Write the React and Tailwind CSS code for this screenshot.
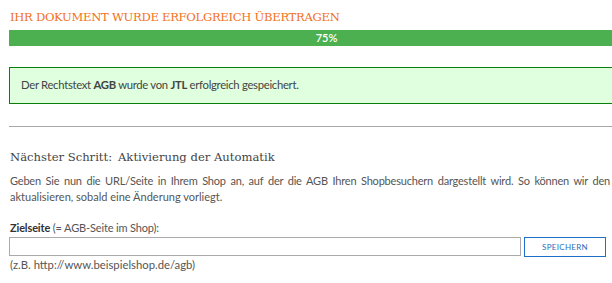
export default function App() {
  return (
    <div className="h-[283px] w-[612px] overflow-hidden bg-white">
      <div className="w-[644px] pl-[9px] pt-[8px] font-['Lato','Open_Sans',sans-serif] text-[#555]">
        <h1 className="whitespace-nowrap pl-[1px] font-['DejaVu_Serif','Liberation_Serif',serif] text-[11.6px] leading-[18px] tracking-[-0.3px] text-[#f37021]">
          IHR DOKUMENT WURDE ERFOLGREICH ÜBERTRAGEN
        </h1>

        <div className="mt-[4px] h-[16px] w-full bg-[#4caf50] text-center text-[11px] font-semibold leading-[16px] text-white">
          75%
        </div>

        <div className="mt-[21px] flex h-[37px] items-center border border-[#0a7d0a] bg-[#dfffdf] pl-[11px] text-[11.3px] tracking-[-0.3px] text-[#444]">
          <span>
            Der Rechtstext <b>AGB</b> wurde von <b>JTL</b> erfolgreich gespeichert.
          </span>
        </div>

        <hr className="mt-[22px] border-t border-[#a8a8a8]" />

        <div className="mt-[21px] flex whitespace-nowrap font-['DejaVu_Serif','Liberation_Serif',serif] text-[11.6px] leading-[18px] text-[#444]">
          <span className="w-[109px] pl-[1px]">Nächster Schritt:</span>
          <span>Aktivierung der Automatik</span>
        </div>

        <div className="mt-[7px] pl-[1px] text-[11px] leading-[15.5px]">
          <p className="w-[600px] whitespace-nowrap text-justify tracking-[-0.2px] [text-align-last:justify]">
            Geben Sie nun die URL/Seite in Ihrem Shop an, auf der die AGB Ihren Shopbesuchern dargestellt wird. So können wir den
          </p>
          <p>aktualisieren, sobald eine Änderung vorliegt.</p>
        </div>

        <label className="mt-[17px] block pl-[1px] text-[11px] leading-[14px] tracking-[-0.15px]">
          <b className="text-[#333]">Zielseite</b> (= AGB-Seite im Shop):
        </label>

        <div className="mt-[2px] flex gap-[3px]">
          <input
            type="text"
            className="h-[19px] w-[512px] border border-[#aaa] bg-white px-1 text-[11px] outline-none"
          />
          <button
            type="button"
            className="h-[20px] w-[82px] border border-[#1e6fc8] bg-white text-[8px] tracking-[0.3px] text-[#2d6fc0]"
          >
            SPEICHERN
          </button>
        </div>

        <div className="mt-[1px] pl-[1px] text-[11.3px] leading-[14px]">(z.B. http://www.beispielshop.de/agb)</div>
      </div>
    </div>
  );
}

→ **EXERCISE DETAILS**:
Print the listing above in full, exactly as written. Omit any pictures.

→ **RESPONSE TO THE EXERCISE**:
Write the React and Tailwind CSS code for this screenshot.
export default function App() {
  return (
    <div className="h-[283px] w-[612px] overflow-hidden bg-white">
      <div className="w-[644px] pl-[9px] pt-[8px] font-['Lato','Open_Sans',sans-serif] text-[#555]">
        <h1 className="whitespace-nowrap pl-[1px] font-['DejaVu_Serif','Liberation_Serif',serif] text-[11.6px] leading-[18px] tracking-[-0.3px] text-[#f37021]">
          IHR DOKUMENT WURDE ERFOLGREICH ÜBERTRAGEN
        </h1>

        <div className="mt-[4px] h-[16px] w-full bg-[#4caf50] text-center text-[11px] font-semibold leading-[16px] text-white">
          75%
        </div>

        <div className="mt-[21px] flex h-[37px] items-center border border-[#0a7d0a] bg-[#dfffdf] pl-[11px] text-[11.3px] tracking-[-0.3px] text-[#444]">
          <span>
            Der Rechtstext <b>AGB</b> wurde von <b>JTL</b> erfolgreich gespeichert.
          </span>
        </div>

        <hr className="mt-[22px] border-t border-[#a8a8a8]" />

        <div className="mt-[21px] flex whitespace-nowrap font-['DejaVu_Serif','Liberation_Serif',serif] text-[11.6px] leading-[18px] text-[#444]">
          <span className="w-[109px] pl-[1px]">Nächster Schritt:</span>
          <span>Aktivierung der Automatik</span>
        </div>

        <div className="mt-[7px] pl-[1px] text-[11px] leading-[15.5px]">
          <p className="w-[600px] whitespace-nowrap text-justify tracking-[-0.2px] [text-align-last:justify]">
            Geben Sie nun die URL/Seite in Ihrem Shop an, auf der die AGB Ihren Shopbesuchern dargestellt wird. So können wir den
          </p>
          <p>aktualisieren, sobald eine Änderung vorliegt.</p>
        </div>

        <label className="mt-[17px] block pl-[1px] text-[11px] leading-[14px] tracking-[-0.15px]">
          <b className="text-[#333]">Zielseite</b> (= AGB-Seite im Shop):
        </label>

        <div className="mt-[2px] flex gap-[3px]">
          <input
            type="text"
            className="h-[19px] w-[512px] border border-[#aaa] bg-white px-1 text-[11px] outline-none"
          />
          <button
            type="button"
            className="h-[20px] w-[82px] border border-[#1e6fc8] bg-white text-[8px] tracking-[0.3px] text-[#2d6fc0]"
          >
            SPEICHERN
          </button>
        </div>

        <div className="mt-[1px] pl-[1px] text-[11.3px] leading-[14px]">(z.B. http://www.beispielshop.de/agb)</div>
      </div>
    </div>
  );
}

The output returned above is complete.